Anyway, I’ve decided
to use this Blog to capture my journey to 50; what I’ve done up to now, what I
want to do, what I actually do and everything in between. I want to embrace 50! I want to be at the position when I hit that
milestone to go forward into the next thirty or forty years prepared for what
comes and ready to make a difference.
Back to my ancestors. Chances are by the time they hit 50 or
thereabouts, many of them were ready to retire to a rocking chair on the front
porch. And, who could blame them? I know I owe a lot to my elders: “The glory of youths is their strength, but
the beauty of the aged is their gray hair.” Proverbs 20:29. The fact that they earned their gray hair early
due to the times they lived in is just the way it was.
Thankfully, the way
it is now means that I can head into the next decade of my life rockin’ the
years in an entirely different way.
Mrs. B
Tuesday, January 1, 2013
Ducks and Discipline
Awhile
back, my Father asked me what I thought were a few of my life-changing moments. My first reaction was to list the obvious;
the day I met my husband Mark, for example, or, the afternoon my stepmother Margot
passed away. But, as I continued to
think about it, I realized these were not necessarily life-changing moments in
and of themselves, but they were either the result of something else OR they would
gradually take me down another path. I suppose, then, that I don’t believe that
there are many moments that are
life-changing; rather, there are a series of moments or chain of events that
eventually lead one to making a significant change. Of course, since what we tend to remember is
the catalyst or the last straw;
perhaps that can be defined as the particular moment in the chain of events
that set the change in motion.
Thought
about in this light, there haven’t been that many of these; roughly one per
decade of my life. Here is the first
one.
1975. I was in the second semester of my 6th
grade year in Lexington, Kentucky. We’d moved there the fall prior and up to
this point in time, it’s safe to say I wasn’t the best student in the
world. It wasn’t that I was stupid,
rather, I hadn’t really been taught well; for, as much as I love my memories of
growing up in San Diego, the elementary school I attended during the crucial
learning years of 3rd-5th grade wasn’t all that impressive. I remember having huge class sizes of kids spanning
at least two and sometimes three grades. In 4th grade, my sister (who
was in 6th grade) and I were in the same class. There were obviously too many students for
the teachers to handle and frequently,
what we learned literally came out of a box.
It was something referred to as “S.R.A” and I’m a bit sketchy on the
details but I vaguely recall that this was supposedly some sort of experimental
learning project. Lessons, whether they were
math, reading, writing or social studies, were printed on these color-coded
cards, with all the cards contained in a box.
During the time of day allotted, we’d go to the box designated for our
level and pick out our own lesson card. Although
others I’ve talked to about this are familiar with this self-paced learning
approach, most of them who experienced it were much, much older than I had
been.
So,
when I showed up at Glendale Elementary School in the fall of 1974, I was
woefully under prepared for what was to come.

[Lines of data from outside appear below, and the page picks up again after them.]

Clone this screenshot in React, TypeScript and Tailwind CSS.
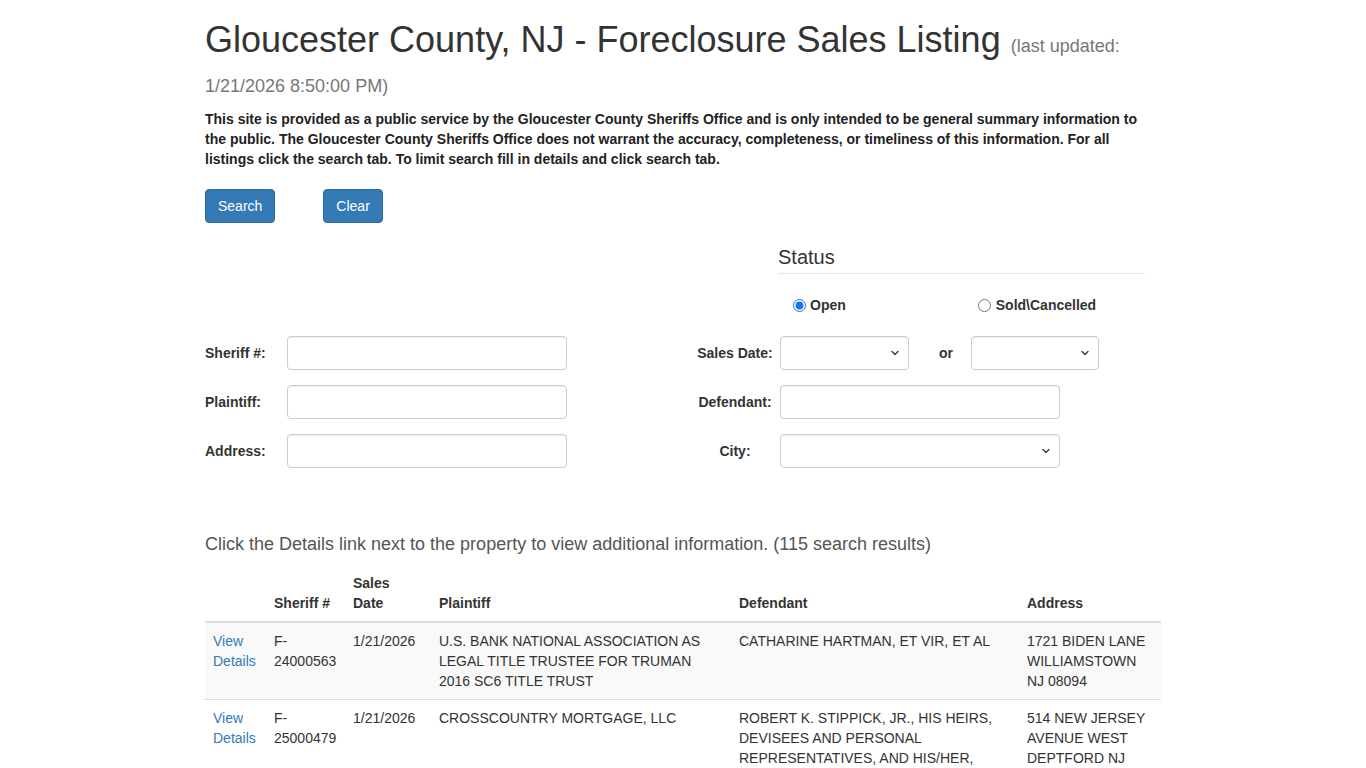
import React from "react";

const font = { fontFamily: '"Liberation Sans", Arial, Helvetica, sans-serif' };

function Chevron() {
  return (
    <svg width="10" height="7" viewBox="0 0 10 7" className="pointer-events-none absolute right-[9px] top-1/2 -translate-y-1/2">
      <path d="M2 2 L5 5 L8 2" fill="none" stroke="#444" strokeWidth="1.5" strokeLinecap="round" strokeLinejoin="round" />
    </svg>
  );
}

function Select({ w }: { w: string }) {
  return (
    <div className={`relative h-[34px] ${w}`}>
      <select className="h-full w-full appearance-none rounded-[4px] border border-[#ccc] bg-white shadow-[inset_0_1px_1px_rgba(0,0,0,0.075)] outline-none">
        <option></option>
      </select>
      <Chevron />
    </div>
  );
}

function Input({ w }: { w: string }) {
  return (
    <input
      type="text"
      className={`h-[34px] ${w} rounded-[4px] border border-[#ccc] bg-white shadow-[inset_0_1px_1px_rgba(0,0,0,0.075)] outline-none`}
    />
  );
}

const rows = [
  {
    sheriff: "F-24000563",
    date: "1/21/2026",
    plaintiff: "U.S. BANK NATIONAL ASSOCIATION AS LEGAL TITLE TRUSTEE FOR TRUMAN 2016 SC6 TITLE TRUST",
    defendant: "CATHARINE HARTMAN, ET VIR, ET AL",
    address: "1721 BIDEN LANE WILLIAMSTOWN NJ 08094",
  },
  {
    sheriff: "F-25000479",
    date: "1/21/2026",
    plaintiff: "CROSSCOUNTRY MORTGAGE, LLC",
    defendant:
      "ROBERT K. STIPPICK, JR., HIS HEIRS, DEVISEES AND PERSONAL REPRESENTATIVES, AND HIS/HER, THEIR, OR ANY OF THEIR SUCCESSORS IN RIGHT, TITLE AND INTEREST, ET AL",
    address: "514 NEW JERSEY AVENUE WEST DEPTFORD NJ 08096",
  },
  {
    sheriff: "F-25000512",
    date: "1/21/2026",
    plaintiff: "NEWREZ LLC D/B/A SHELLPOINT MORTGAGE SERVICING",
    defendant: "JOHN DOE, ET AL",
    address: "22 MAPLE AVENUE GLASSBORO NJ 08028",
  },
];

export default function App() {
  return (
    <div style={font} className="min-h-screen bg-white text-[14px] leading-[20px] text-[#333]">
      <div className="mx-auto w-[956px]">
        <h1 className="mt-[23px] text-[36px] leading-[34px] font-normal text-[#333]">
          Gloucester County, NJ - Foreclosure Sales Listing{" "}
          <small className="text-[18px] text-[#777]">(last updated: 1/21/2026 8:50:00 PM)</small>
        </h1>
        <p className="mt-[6px] font-bold text-[#222]">
          This site is provided as a public service by the Gloucester County Sheriffs Office and is only intended to be general summary information to the public. The Gloucester County Sheriffs Office does not warrant the accuracy, completeness, or timeliness of this information. For all listings click the search tab. To limit search fill in details and click search tab.
        </p>

        <div className="mt-[20px] flex gap-[48px]">
          <button className="h-[34px] rounded-[4px] border border-[#2e6da4] bg-[#337ab7] px-[12px] text-[14px] text-white">
            Search
          </button>
          <button className="h-[34px] rounded-[4px] border border-[#2e6da4] bg-[#337ab7] px-[12px] text-[14px] text-white">
            Clear
          </button>
        </div>

        <div className="ml-[573px] mt-[22px] w-[367px]">
          <div className="border-b border-[#e5e5e5] pb-[4px] text-[20px] leading-[24px] text-[#333]">Status</div>
          <div className="mt-[21px] flex items-center">
            <label className="ml-[15px] flex items-center gap-[4px] font-bold">
              <input type="radio" name="status" defaultChecked className="m-0 h-[13px] w-[13px] accent-[#1a73e8]" />
              Open
            </label>
            <label className="ml-[132px] flex items-center gap-[5px] font-bold">
              <input type="radio" name="status" className="m-0 h-[13px] w-[13px]" />
              Sold\Cancelled
            </label>
          </div>
        </div>

        <div className="mt-[21px] flex flex-col gap-[15px] font-bold">
          <div className="flex items-center">
            <div className="w-[82px]">Sheriff #:</div>
            <Input w="w-[280px]" />
            <div className="ml-[123px] w-[90px] text-center">Sales Date:</div>
            <Select w="w-[129px]" />
            <span className="ml-[30px] w-[14px]">or</span>
            <div className="ml-[18px]">
              <Select w="w-[128px]" />
            </div>
          </div>
          <div className="flex items-center">
            <div className="w-[82px]">Plaintiff:</div>
            <Input w="w-[280px]" />
            <div className="ml-[123px] w-[90px] text-center">Defendant:</div>
            <Input w="w-[280px]" />
          </div>
          <div className="flex items-center">
            <div className="w-[82px]">Address:</div>
            <Input w="w-[280px]" />
            <div className="ml-[123px] w-[90px] text-center">City:</div>
            <Select w="w-[280px]" />
          </div>
        </div>

        <div className="mt-[66px] text-[18px] leading-[20px] text-[#555]">
          Click the Details link next to the property to view additional information. (115 search results)
        </div>

        <table className="mt-[11px] w-[956px] table-fixed border-collapse text-left">
          <thead>
            <tr className="align-bottom font-bold">
              <th className="w-[61px] border-b-2 border-[#ddd] p-[8px]"></th>
              <th className="w-[79px] border-b-2 border-[#ddd] p-[8px]">Sheriff #</th>
              <th className="w-[86px] border-b-2 border-[#ddd] p-[8px]">Sales Date</th>
              <th className="w-[300px] border-b-2 border-[#ddd] p-[8px]">Plaintiff</th>
              <th className="w-[288px] border-b-2 border-[#ddd] p-[8px]">Defendant</th>
              <th className="w-[142px] border-b-2 border-[#ddd] p-[8px]">Address</th>
            </tr>
          </thead>
          <tbody>
            {rows.map((r, i) => (
              <tr key={i} className={`align-top ${i % 2 === 0 ? "bg-[#f9f9f9]" : "bg-white"}`}>
                <td className={`p-[8px] ${i > 0 ? "border-t border-[#ddd]" : ""}`}>
                  <a href="#" className="text-[#337ab7]">View Details</a>
                </td>
                <td className={`p-[8px] ${i > 0 ? "border-t border-[#ddd]" : ""}`}>{r.sheriff}</td>
                <td className={`p-[8px] ${i > 0 ? "border-t border-[#ddd]" : ""}`}>{r.date}</td>
                <td className={`p-[8px] ${i > 0 ? "border-t border-[#ddd]" : ""}`}>{r.plaintiff}</td>
                <td className={`p-[8px] ${i > 0 ? "border-t border-[#ddd]" : ""}`}>{r.defendant}</td>
                <td className={`p-[8px] ${i > 0 ? "border-t border-[#ddd]" : ""}`}>{r.address}</td>
              </tr>
            ))}
          </tbody>
        </table>
      </div>
    </div>
  );
}
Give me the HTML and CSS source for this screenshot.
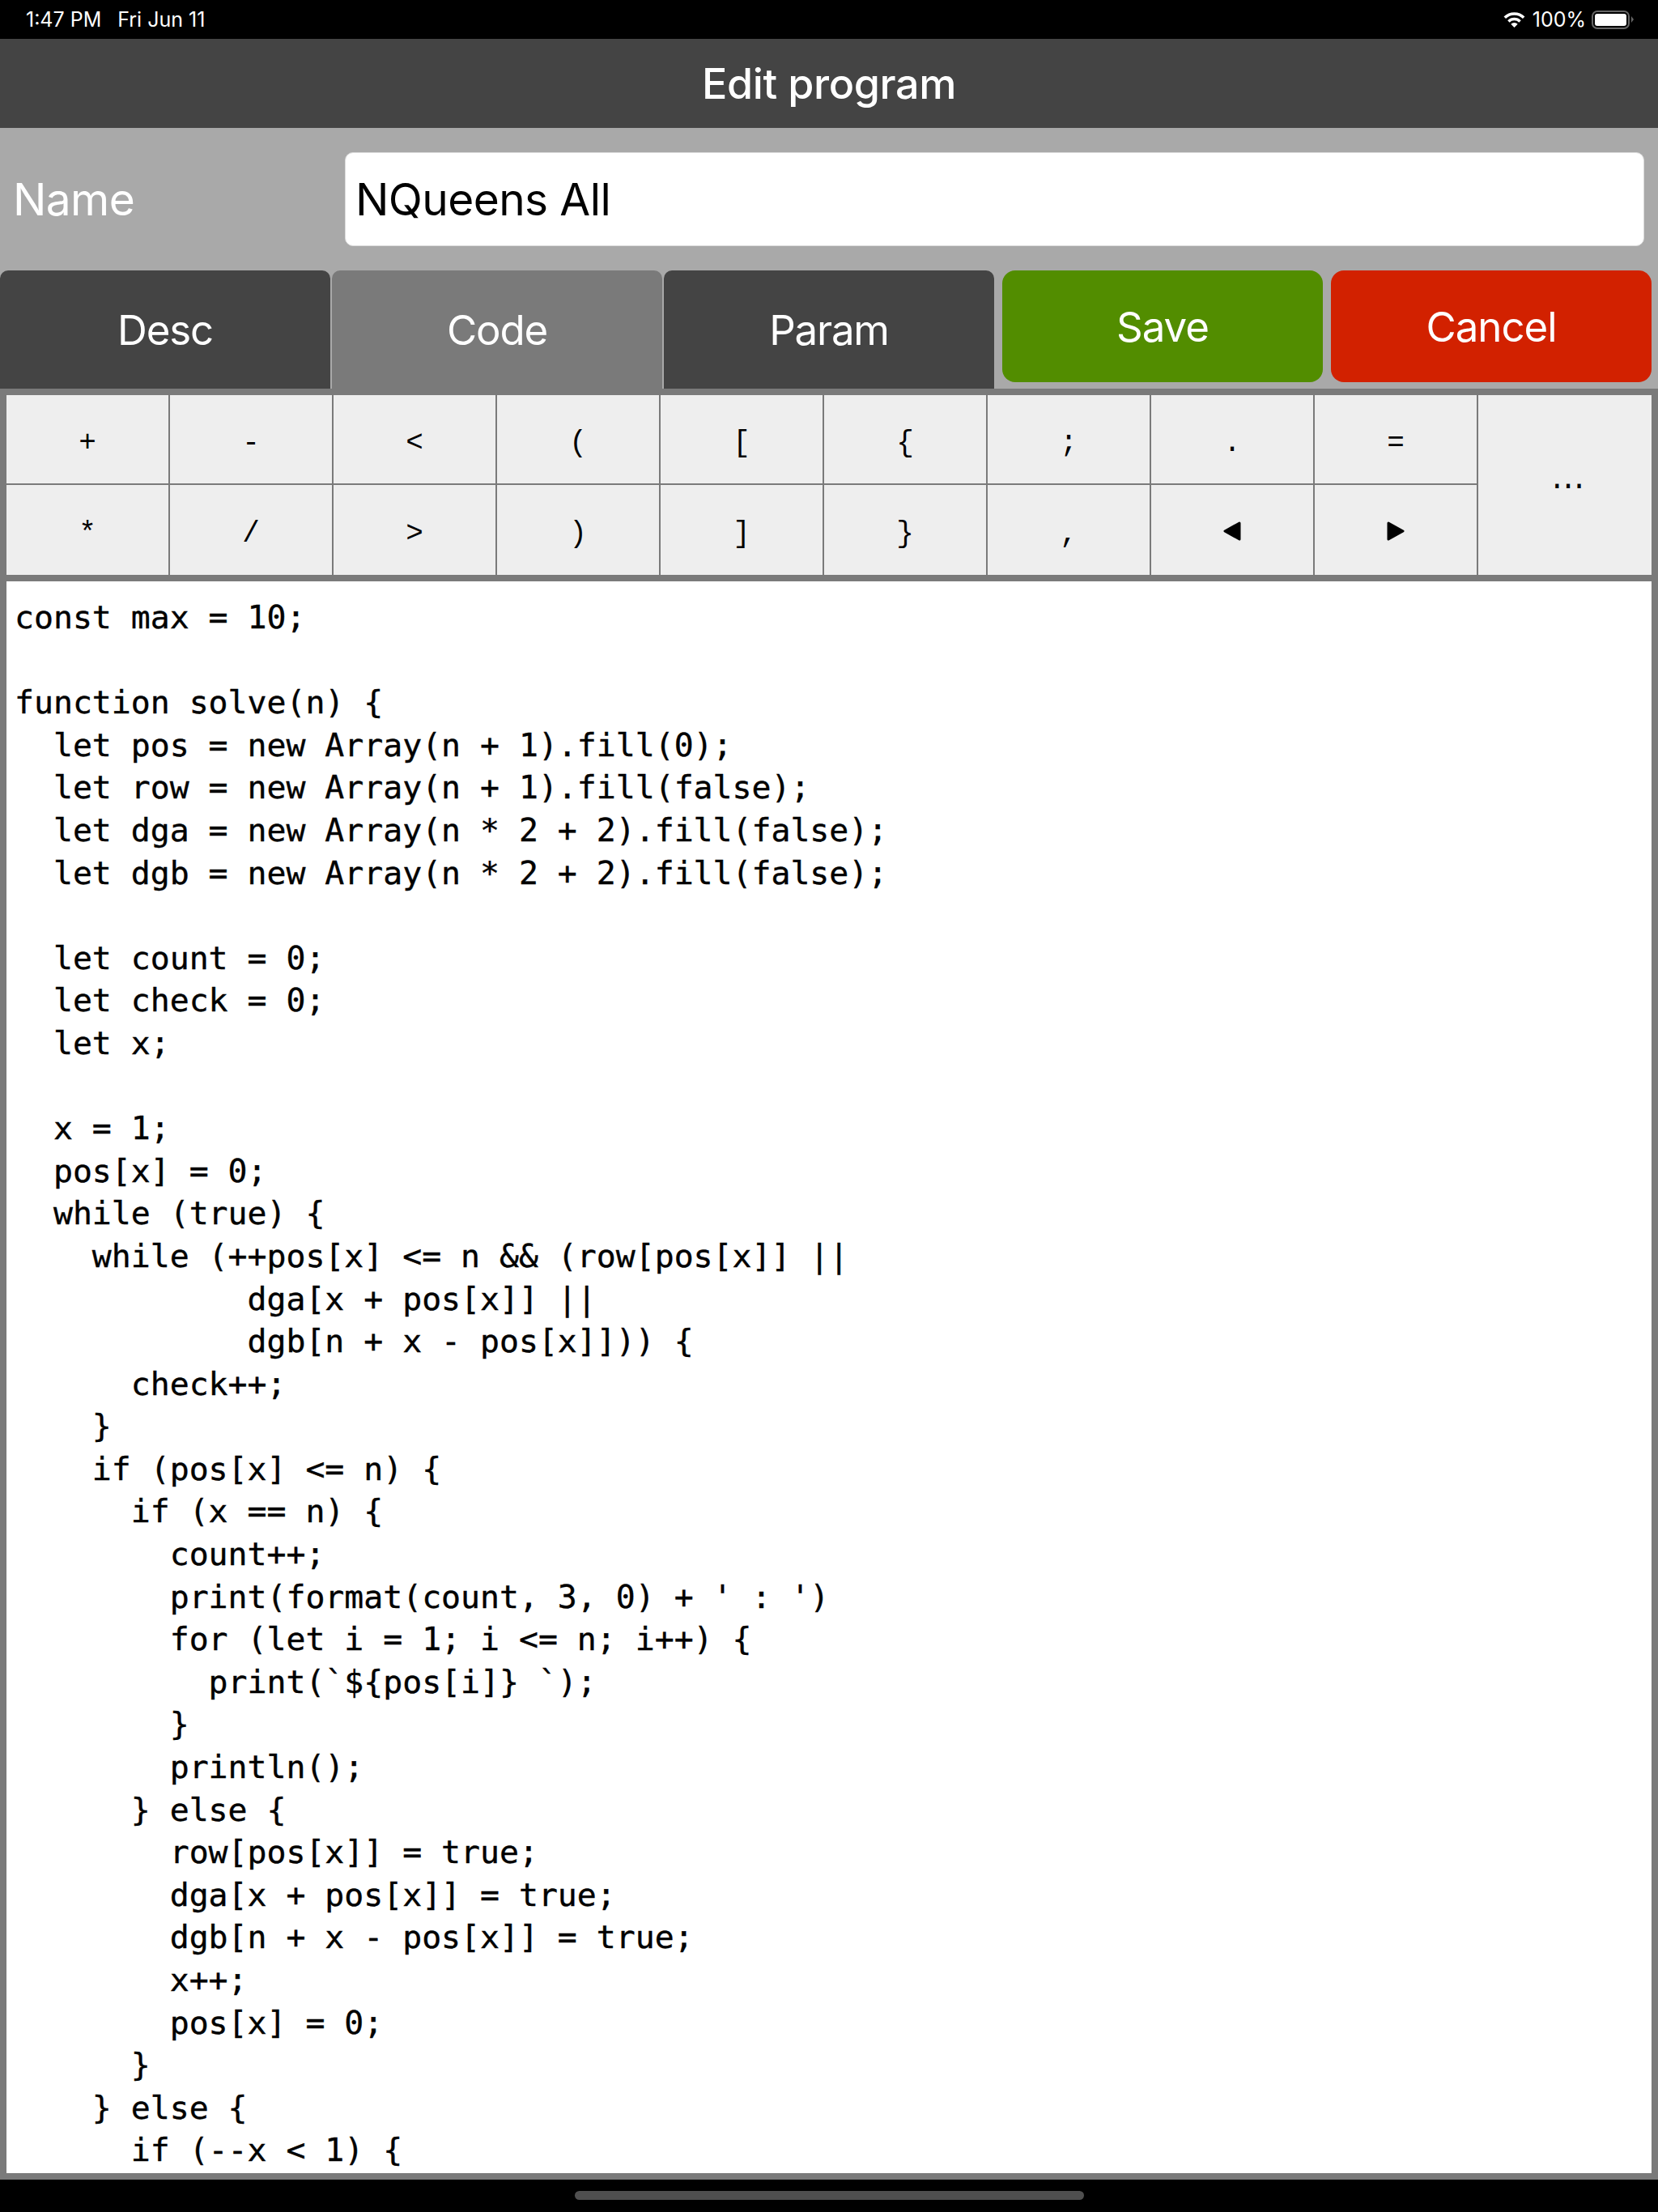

Although I liked my primary homeroom teacher Mrs. Edwards, I had no such
regard for any of the other teaches. I
flat out loathed the gym teacher Coach Williams and was fairly terrified of my
English teacher, Mr. Jordan. Thankfully,
Mrs. Edwards was an interesting and creative teacher; being in her class taught
me how to listen closely, take good notes and do all of my homework. However, it was the terrifying Mr. Jordan who
provided the catalyst for my first life course correction by assigning me a
term paper on ducks.
Mrs.
Edwards was doing a fine job in capturing my attention while in the classroom, however,
I was still pretty lazy outside the classroom, especially with the subject matters
I didn’t much care for or with anything that required a lot of effort. Honestly, I didn’t know how to methodically
go about going from nothing to something; to figure out the steps to get from A
to B, and I didn't think I wanted to. In
fact, although I was afraid of him, I remember approaching Mr. Jordan a day or
two after the term paper had been assigned asking him if I could please write
about something else; for example, Greek Mythology (we’d been studying this in
homeroom) or Girl Scouts (I was active in scouting) or cats (I had a cat) or,
or, or; anything that I already knew something about and perhaps wouldn’t have
to work so hard at. I can’t remember his
exact response, but I know that it was something along the lines of he
suspected I was capable of it and that it was time for me to stop being lazy
and start learning how to study.
Since
of course Mr. Jordan was in actuality a very good teacher, he provided the guidelines
to follow to go from knowing absolutely nothing about ducks to finding out
about ducks to being able to communicate to others in a comprehensive manner
everything I’d learned about ducks.
Along the way, I figured out how to use the library to look up reference
material, to read while simultaneously noting what was important to retain, to
write with the appropriate use of language and grammar, to abide by
pre-determined rules and regulations with how the term paper was to be
formatted, to appropriately manage my time in order to get the assignment
accomplished by the due date and to seek out assistance when needed.
After
all was said and done and each of us kids had read our papers aloud to the
class (another mind-boggling hurdle of deathly terror Mr. Jordan felt compelled
to provide), I walked away very much alive and very proud of my B because I
knew I’d done the very best I could do.
It wasn’t A-worthy, but it certainly was an admirable start.
Years
and years later while talking about the time we spent in Lexington Kentucky and
agreeing that it did not top the charts of any of our favorite places to live
(in fact, we only stayed 9 months before happily high-tailing it back to San Diego),
my dad commented to me, “But it wasn’t all bad because it was there that you
became a good student”.
Why
Mr. Jordan decided to assign me the topic of ducks almost forty years ago, I’ll
never know. What I do know is I can
never see a duck and not think about him.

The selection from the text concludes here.